When Madame de Krüdener had lived in the edifying company of Fontaines and Marie Kummer for fully eight months, Fontaines began to feel that he was no longer safe in Markirch. Tales of his past life were being circulated. Marie Kummer consequently had a vision in which she received a divine command to go to Würtemberg and found a colony of true Christians there. The three at once set out. At their religious meetings in Würtemberg Fontaines was always dressed in black, Madame de Krüdener in blue, and Marie in grey. Besides prophesying the approaching end of the world they incautiously inveighed against the ungodly sovereign of the country, who had introduced a new liturgy. This led to Marie's imprisonment and the banishment of the other two. Marie joined Fontaines and Madame de Krüdener in Baden as soon as she was released, and there they again lived in intimate companionship, occupying themselves as before with devotional exercises and prophesying.
Madame de Krüdener, called to Riga by her mother's last illness, held meetings there too, at which she interpreted the Book of Revelation and dispensed the sacrament. At these meetings she was assisted by the pious shoemaker's pious mother, Frau Blau, in her character of prophetess. Towards the close of the year 1811 Madame de Krüdener returned to Karlsruhe. Fontaines had by this time been ordered off, but she continued to work in company with Marie Kummer, who was looked up to as a great prophetess because she had foretold the victory of the white over the black angel, and had announced that the people from the north of whom Jeremiah had written would presently make their appearance. The Russian war established her reputation, and after the news of the conflagration of Moscow came she was regarded as a positively sacred personage.
There is not the slightest doubt that Madame de Krüdener was entirely persuaded of the purity of her motives, and that she acted in all sincerity. She is not merely converted herself; she is possessed by a passion for converting. Again and again the idea of converting the very denizens of hell and the devil himself occurs to her. It was but natural that she had to bear much and painful misunderstanding on the part of those who were unable to believe in the change that had taken place in her. Even her own mother despised her and stopped writing to her. But no misunderstanding cooled her enthusiasm, which made an impression even upon rationalists. One of these, Sonntag, the chief dignitary of the Livonian church, who had carefully observed her behaviour at Riga in 1811, wrote many years afterwards that, though in his official capacity he had been obliged to sever his connection with her, he owed it to her to bear witness that she showed the deepest, purest, most active, most self-forgetful and self-sacrificing sympathy with every suffering and need of humanity.
Soon she, too, receives the gift of prophecy. It was not an uncommon gift at this time. Both De Maistre and Bonald prophesied the restoration of the royal family many years in advance, thereby winning considerable renown. But whenever their prophecies are of a more definite nature, it happens with them as with the prophecies of old—they do not come to pass.

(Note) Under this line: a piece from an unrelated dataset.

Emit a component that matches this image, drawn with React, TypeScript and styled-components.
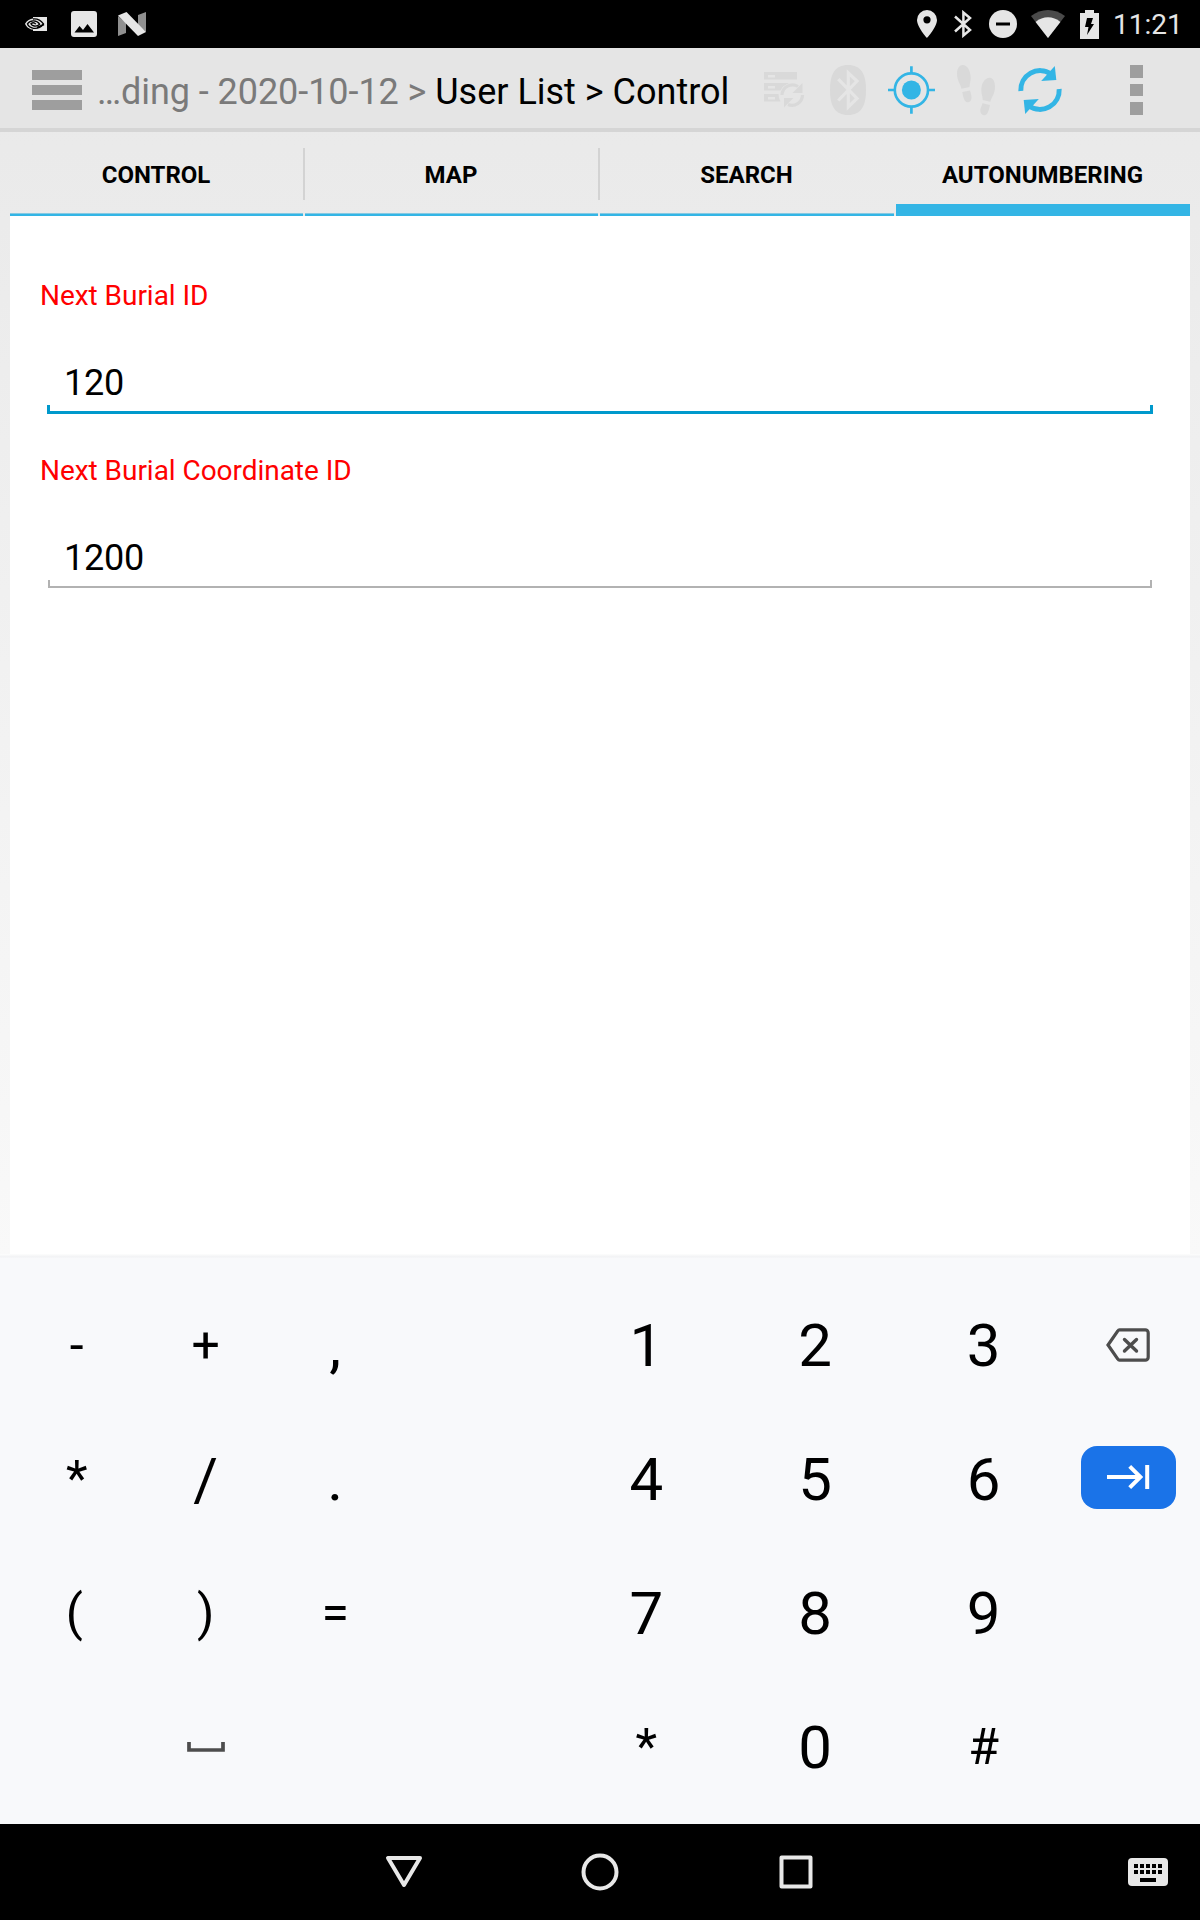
import React from "react";
import styled, { createGlobalStyle } from "styled-components";

const GlobalStyle = createGlobalStyle`
  *, *::before, *::after { box-sizing: border-box; }
  body { margin: 0; background: #000; }
`;

const Screen = styled.div`
  display: flex;
  flex-direction: column;
  width: 1200px;
  height: 1920px;
  overflow: hidden;
  font-family: Roboto, "Liberation Sans", sans-serif;
  color: #000;
  background: linear-gradient(#e8e8e8, #f9f9f9 1258px);
`;

const StatusBar = styled.div`
  display: flex;
  justify-content: space-between;
  height: 48px;
  padding: 0 16px 0 25px;
  background: #000;
`;

const StatusGroup = styled.div`
  display: flex;
  align-items: center;
`;

const StatusIcon = styled.svg<{ $gap?: number }>`
  display: block;
  flex: none;
  margin-right: ${(p) => p.$gap ?? 0}px;
  fill: #e6e6e6;
`;

const Clock = styled.span`
  width: 71px;
  font-size: 28px;
  line-height: 48px;
  color: #e6e6e6;
  padding-top: 2px;
`;

const ActionBar = styled.header`
  display: flex;
  height: 84px;
  background: #e5e5e5;
  border-bottom: 4px solid #d5d5d5;
`;

const MenuButton = styled.div`
  display: flex;
  flex-direction: column;
  gap: 5px;
  width: 97px;
  padding: 22px 0 0 32px;
`;

const MenuLine = styled.span`
  width: 50px;
  height: 10px;
  background: #9e9e9e;
`;

const Breadcrumb = styled.div`
  flex: 1;
  font-size: 36px;
  line-height: 42px;
  padding-top: 23px;
  white-space: nowrap;
`;

const Crumb = styled.span<{ $muted?: boolean }>`
  color: ${(p) => (p.$muted ? "#7a7a7a" : "#000")};
  letter-spacing: ${(p) => (p.$muted ? "-0.06px" : "0")};
`;

const Actions = styled.div`
  display: flex;
`;

const ActionIcon = styled.svg`
  display: block;
  width: 64px;
  height: 80px;
`;

const Overflow = styled.div`
  display: flex;
  flex-direction: column;
  align-items: center;
  gap: 6px;
  width: 128px;
  padding-top: 17px;
`;

const OverflowDot = styled.span`
  width: 13px;
  height: 12.7px;
  background: #9e9e9e;
`;

const Tabs = styled.nav`
  display: grid;
  grid-template-columns: 293px 293px 294px 294px;
  column-gap: 2px;
  height: 84px;
  margin: 0 10px;
`;

const Tab = styled.div<{ $active?: boolean }>`
  position: relative;
  display: flex;
  justify-content: center;
  padding: 29px 1px 0 0;
  font-size: 24px;
  line-height: 28px;
  font-weight: 700;
  border-bottom: ${(p) => (p.$active ? 12 : 2)}px solid #33b5e5;
  box-shadow: ${(p) => (p.$active ? "none" : "inset 0 -1px #85c9e2")};

  & + &::before {
    content: "";
    position: absolute;
    left: -2px;
    top: 16px;
    width: 2px;
    height: 52px;
    background: #d3d3d3;
  }
`;

const Form = styled.main`
  flex: 1;
  margin: 0 10px;
  padding: 63px 37px 0 30px;
  background: #fff;
`;

const Field = styled.div`
  height: 175px;
`;

const Label = styled.div`
  font-size: 28px;
  line-height: 34px;
  letter-spacing: -0.04px;
  color: #f00;
`;

const Value = styled.div<{ $focused?: boolean }>`
  height: ${(p) => (p.$focused ? 101 : 100)}px;
  margin: 0 ${(p) => (p.$focused ? "0 0 7px" : "1px 0 8px")};
  padding: 49px 0 0 ${(p) => (p.$focused ? 17 : 16)}px;
  font-size: 36px;
  line-height: 42px;
  letter-spacing: -0.2px;
  --line: ${(p) => (p.$focused ? "#0099cc" : "#b2b2b2")};
  --w: ${(p) => (p.$focused ? 3 : 2)}px;
  --tick: ${(p) => (p.$focused ? 9 : 8)}px;
  background:
    linear-gradient(var(--line), var(--line)) left bottom / 100% var(--w) no-repeat,
    linear-gradient(var(--line), var(--line)) left bottom / var(--w) var(--tick) no-repeat,
    linear-gradient(var(--line), var(--line)) right bottom / var(--w) var(--tick) no-repeat;
`;

const Keyboard = styled.section`
  display: grid;
  grid-template-columns: 128.5px 129.5px 129.5px 162px 168.7px 168.7px 168.7px 1fr;
  grid-template-rows: repeat(4, 134px);
  height: 570px;
  padding: 24px 11px 0 12.500px;
  background: linear-gradient(#fdfdfd, #f1f2f4 3px, #f8f9fb 4px);
`;

const Key = styled.div<{ $size: number; $shift: number }>`
  display: flex;
  align-items: center;
  justify-content: center;
  padding-top: ${(p) => (p.$size === 60 ? 2 : 0)}px;
  padding-right: ${(p) => p.$shift}px;
  font-size: ${(p) => p.$size}px;
  line-height: 1;
`;

const NextKey = styled.div`
  display: flex;
  align-items: center;
  justify-content: center;
  flex: none;
  width: 95px;
  height: 63px;
  margin-bottom: 4px;
  border-radius: 16px;
  background: #1a73e8;
`;

const NavBar = styled.footer`
  display: grid;
  grid-template-columns: 306px 196px 196px 196px 202px 104px;
  align-items: center;
  justify-items: center;
  height: 96px;
  background: #000;
`;

const NavIcon = styled.svg<{ $column: number }>`
  grid-column: ${(p) => p.$column};
  display: block;
  fill: none;
  stroke: #e8e8e8;
  stroke-width: 4;
  stroke-linejoin: round;
`;

const DISABLED = "#d9d9d9";
const ACCENT = "#33b5e5";

const NvidiaIcon = () => (
  <StatusIcon width="22" height="14" viewBox="0 0 22 14" $gap={24}>
    <path d="M8 0H22V14H8V12.6C4 12.2 1 9.6 0 6.7 2 3.700 5 1.900 8 1.600Z" />
    <g fill="none" stroke="#000" strokeWidth="1.300">
      <path d="M8 2C13 1.500 16.500 4.200 18.500 7 16 10 12 11.800 8.500 11.300 5.500 10.900 3.200 9 2.400 6.800 4 4.700 6.300 3.800 8.600 3.900 11.500 4 13.600 5.600 14.600 7.200 13 8.900 11 9.400 9.200 9 7.500 8.600 6.300 7.600 5.900 6.700 7.500 5.500 9.500 5.600 10.800 7.100" />
    </g>
    <path d="M12 10.500 19 7.500" stroke="#000" strokeWidth="1.500" />
  </StatusIcon>
);

const PictureIcon = () => (
  <StatusIcon width="26" height="26" viewBox="0 0 26 26" $gap={21}>
    <path fillRule="evenodd" d="M3 0H23A3 3 0 0 1 26 3V23A3 3 0 0 1 23 26H3A3 3 0 0 1 0 23V3A3 3 0 0 1 3 0ZM3.500 21.500H23L16.500 13 12 19 8.500 15Z" />
  </StatusIcon>
);

const NougatIcon = () => (
  <StatusIcon width="28" height="24" viewBox="0 0 28 24">
    <path fill="#8f8f8f" d="M0 4 8 11V21L0 24ZM20 3 28 0V20L20 13Z" />
    <path d="M0 3.500 8.500 0 28 20 20 24Z" />
  </StatusIcon>
);

const PinIcon = () => (
  <StatusIcon width="20" height="28" viewBox="0 0 20 28" $gap={17}>
    <path fillRule="evenodd" d="M10 0A10 10 0 0 0 0 10C0 17 10 28 10 28S20 17 20 10A10 10 0 0 0 10 0ZM10 6.200A3.600 3.600 0 1 1 10 13.400A3.600 3.600 0 0 1 10 6.200Z" />
  </StatusIcon>
);

const BluetoothStatusIcon = () => (
  <StatusIcon width="18" height="28" viewBox="0 0 18 28" $gap={17}>
    <path d="M1 6.500 16 20 9.400 25.500V2.500L16 8 1 21.500" fill="none" stroke="#e6e6e6" strokeWidth="2.500" />
  </StatusIcon>
);

const DoNotDisturbIcon = () => (
  <StatusIcon width="28" height="28" viewBox="0 0 28 28" $gap={14}>
    <circle cx="14" cy="14" r="14" />
    <path d="M7 12.500H21V15.500H7Z" fill="#000" />
  </StatusIcon>
);

const WifiIcon = () => (
  <StatusIcon width="34" height="28" viewBox="0 0 34 28" $gap={15}>
    <path d="M17 28 0 6C10 -2 24 -2 34 6Z" fill="#4a4a4a" />
    <path d="M17 28 4.600 12C12 5.800 22 5.800 29.400 12Z" />
  </StatusIcon>
);

const BatteryIcon = () => (
  <StatusIcon width="19" height="29" viewBox="0 0 19 29" $gap={14}>
    <path d="M5 0H14V3H19V29H0V3H5Z" />
    <path d="M7 8H13L11 14H14L7 25 8.500 17H5Z" fill="#000" />
  </StatusIcon>
);

const ServerSyncIcon = () => (
  <ActionIcon viewBox="0 0 64 80" fill={DISABLED}>
    <path fillRule="evenodd" d="M12 24H45V31.500H12ZM16 27V29.500H23V27ZM12 35H37L31 38.500 28.500 42.500H12ZM16 38V40.500H23V38ZM12 46H26.500L27 50 28.500 53.500H12ZM16 49V51.500H23V49Z" />
    <path d="M30 47A10.500 10.500 0 0 1 46 38.500M50.500 47A10.500 10.500 0 0 1 36 56.500" fill="none" stroke={DISABLED} strokeWidth="3.200" />
    <path d="M50.500 35V45H40.500ZM32 59.500V50H41.500Z" />
  </ActionIcon>
);

const BluetoothIcon = () => (
  <ActionIcon viewBox="0 0 64 80">
    <path d="M32 17C45 17 50 26 50 42S45 67 32 67 14 58 14 42 19 17 32 17Z" fill={DISABLED} />
    <path d="M22.300 31.200 41 50.500 32.300 59V25L41 33 22.300 52.500" fill="none" stroke="#e5e5e5" strokeWidth="3.200" />
  </ActionIcon>
);

const LocateIcon = () => (
  <ActionIcon viewBox="0 0 64 80">
    <circle cx="31.400" cy="42" r="9.500" fill={ACCENT} />
    <circle cx="31.400" cy="42" r="16.600" fill="none" stroke={ACCENT} strokeWidth="2.600" />
    <path d="M31.400 18.300V25M31.400 59V65.700M8 42H15M48 42H55" stroke={ACCENT} strokeWidth="2.700" />
  </ActionIcon>
);

const FootstepsIcon = () => (
  <ActionIcon viewBox="0 0 64 80" fill={DISABLED}>
    <path d="M18.500 17C22.500 16.600 26.700 22 26.700 30 26.700 33.500 25.400 36 25.500 39L17.500 40.700C16.500 36 13 32.500 13 26 13 21 15 17.300 18.500 17Z" />
    <path d="M18.300 44 26 42.500C27 46 27.700 47.500 27.500 50 27.300 53 25.500 54.300 23.500 54.200 20.500 54 19.300 50 18.300 44Z" />
    <path d="M46 29.700C49.500 30 51 34 51 39 51 46 47.500 49 46.300 53.700L38.700 52C38.800 48.500 37.300 46 37.300 42 37.300 34.500 41.500 29.300 46 29.700Z" />
    <path d="M38.500 55.300 46 57C44.800 63 43.500 67.200 40.500 67.200 38 67.200 36.300 65.500 36.300 62.500 36.300 60 37.700 58.500 38.500 55.300Z" />
  </ActionIcon>
);

const RefreshIcon = () => (
  <ActionIcon viewBox="0 0 64 80">
    {[0, 180].map((angle) => (
      <g key={angle} transform={`rotate(${angle} 32 42)`}>
        <path d="M12.800 43A19.300 19.300 0 0 1 43 26" fill="none" stroke={ACCENT} strokeWidth="5" />
        <path d="M46.800 18 48.300 32 33.200 33Z" fill={ACCENT} />
      </g>
    ))}
  </ActionIcon>
);

const SpaceIcon = () => (
  <svg width="38" height="10" viewBox="0 0 38 10">
    <path d="M2 0V8H36V0" fill="none" stroke="#4d4d4d" strokeWidth="3.700" />
  </svg>
);

const BackspaceIcon = () => (
  <svg width="44" height="34" viewBox="0 0 44 34" fill="none" stroke="#4d4d4d" strokeWidth="3.200">
    <path d="M13.500 1.800H39A3 3 0 0 1 42.200 5V29A3 3 0 0 1 39 32.200H13.500Q12.500 32.200 11.800 31L2 17 11.800 3Q12.500 1.800 13.500 1.800Z" />
    <path d="M18.500 11.500 30.500 23M30.500 11.500 18.500 23" strokeWidth="3.400" strokeLinecap="round" />
  </svg>
);

const TabArrowIcon = () => (
  <svg width="43" height="26" viewBox="0 0 43 26" fill="none" stroke="#fff" strokeWidth="4">
    <path d="M0 13H33M22.700 2.300 33.400 13 22.700 23.700M40.200 1V25" />
  </svg>
);

const KEY_ROWS: string[][] = [
  ["-", "+", ",", "", "1", "2", "3", "backspace"],
  ["*", "/", ".", "", "4", "5", "6", "next"],
  ["(", ")", "=", "", "7", "8", "9", ""],
  ["", "space", "", "", "*", "0", "#", ""],
];

/* Extra right padding that nudges a glyph off its column's centre. */
const KEY_SHIFT: Record<string, number> = { "(": 5, backspace: 2 };

const keySize = (key: string) => (/^[\d,./]$/.test(key) ? 60 : 50);

const keyContent = (key: string) => {
  if (key === "backspace") return <BackspaceIcon />;
  if (key === "space") return <SpaceIcon />;
  if (key === "next") return <NextKey><TabArrowIcon /></NextKey>;
  return key;
};

export default function App() {
  return (
    <>
      <GlobalStyle />
      <Screen>
        <StatusBar>
          <StatusGroup>
            <NvidiaIcon />
            <PictureIcon />
            <NougatIcon />
          </StatusGroup>
          <StatusGroup>
            <PinIcon />
            <BluetoothStatusIcon />
            <DoNotDisturbIcon />
            <WifiIcon />
            <BatteryIcon />
            <Clock>11:21</Clock>
          </StatusGroup>
        </StatusBar>

        <ActionBar>
          <MenuButton>
            <MenuLine />
            <MenuLine />
            <MenuLine />
          </MenuButton>
          <Breadcrumb>
            <Crumb $muted>…ding - 2020-10-12 &gt; </Crumb>
            <Crumb>User List &gt; Control</Crumb>
          </Breadcrumb>
          <Actions>
            <ServerSyncIcon />
            <BluetoothIcon />
            <LocateIcon />
            <FootstepsIcon />
            <RefreshIcon />
          </Actions>
          <Overflow>
            <OverflowDot />
            <OverflowDot />
            <OverflowDot />
          </Overflow>
        </ActionBar>

        <Tabs>
          <Tab>CONTROL</Tab>
          <Tab>MAP</Tab>
          <Tab>SEARCH</Tab>
          <Tab $active>AUTONUMBERING</Tab>
        </Tabs>

        <Form>
          <Field>
            <Label>Next Burial ID</Label>
            <Value $focused>120</Value>
          </Field>
          <Field>
            <Label>Next Burial Coordinate ID</Label>
            <Value>1200</Value>
          </Field>
        </Form>

        <Keyboard>
          {KEY_ROWS.flatMap((row, r) =>
            row.map((key, c) => (
              <Key key={`${r}-${c}`} $size={keySize(key)} $shift={KEY_SHIFT[key] ?? 0}>
                {keyContent(key)}
              </Key>
            ))
          )}
        </Keyboard>

        <NavBar>
          <NavIcon $column={2} width="38" height="34" viewBox="0 0 38 34">
            <path d="M3 3H35L19 30Z" />
          </NavIcon>
          <NavIcon $column={3} width="38" height="38" viewBox="0 0 38 38">
            <circle cx="19" cy="19" r="16.500" />
          </NavIcon>
          <NavIcon $column={4} width="34" height="34" viewBox="0 0 34 34">
            <rect x="2.500" y="2.500" width="29" height="29" />
          </NavIcon>
          <NavIcon $column={6} width="40" height="28" viewBox="0 0 40 28">
            <rect width="40" height="28" rx="4" fill="#e8e8e8" stroke="none" />
            <path d="M6 8H34M6 14H34" stroke="#000" strokeDasharray="4 2" />
            <path d="M12 22H28" stroke="#000" />
          </NavIcon>
        </NavBar>
      </Screen>
    </>
  );
}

De Maistre, for instance, writing on the subject of the proposed seat of government in America, says: "I may safely wager ten to one that the town will not be built, or that it will not be called Washington, or that the Congress will not meet there;" which three things all happened. In 1807 he wrote (Opuscules, p. 98): "Nothing can restore the power of Prussia. This famous edifice, built of blood, filth, false coin, and pamphlets, has collapsed in one moment and is gone for ever." He also prophesied that the restoration of the Bourbons would take place quite peacefully, without foreign interference, and that autocratic rule and the power of the aristocracy would in the end be strengthened by the Revolution, &c., &c. Some of Bonald's prophecies (in his Théorie du Pouvoir) were rather more successful, for the simple reason that he who prophesies the end of the transient, prophesies what is certain to come true some day; there are things concerning the future to which Horatio's words apply: "There needs no ghost come from the grave to tell us this."
But Madame de Krüdener's prophecies attracted more attention than those of any of her contemporaries. In October 1814 she wrote from Strasburg to a lady at the Russian court: "We shall soon witness the punishment of guilty France, a punishment which Providence would have spared it if it had continued to bow beneath the cross." How was it possible, after Napoleon's return from Elba, to interpret this otherwise than as a mysterious prevision of this return?
She also wrote: "The storm is approaching; the lilies which the Eternal had preserved—the pure, delicate, symbolic flowers which had been crushed by a sceptre of iron, because such was the will of the Eternal—those lilies, which ought to have pled their cause before the tribunal of the purity and love of God, have only shown themselves to disappear." What could this be but a prophecy of the flight of Louis XVIII?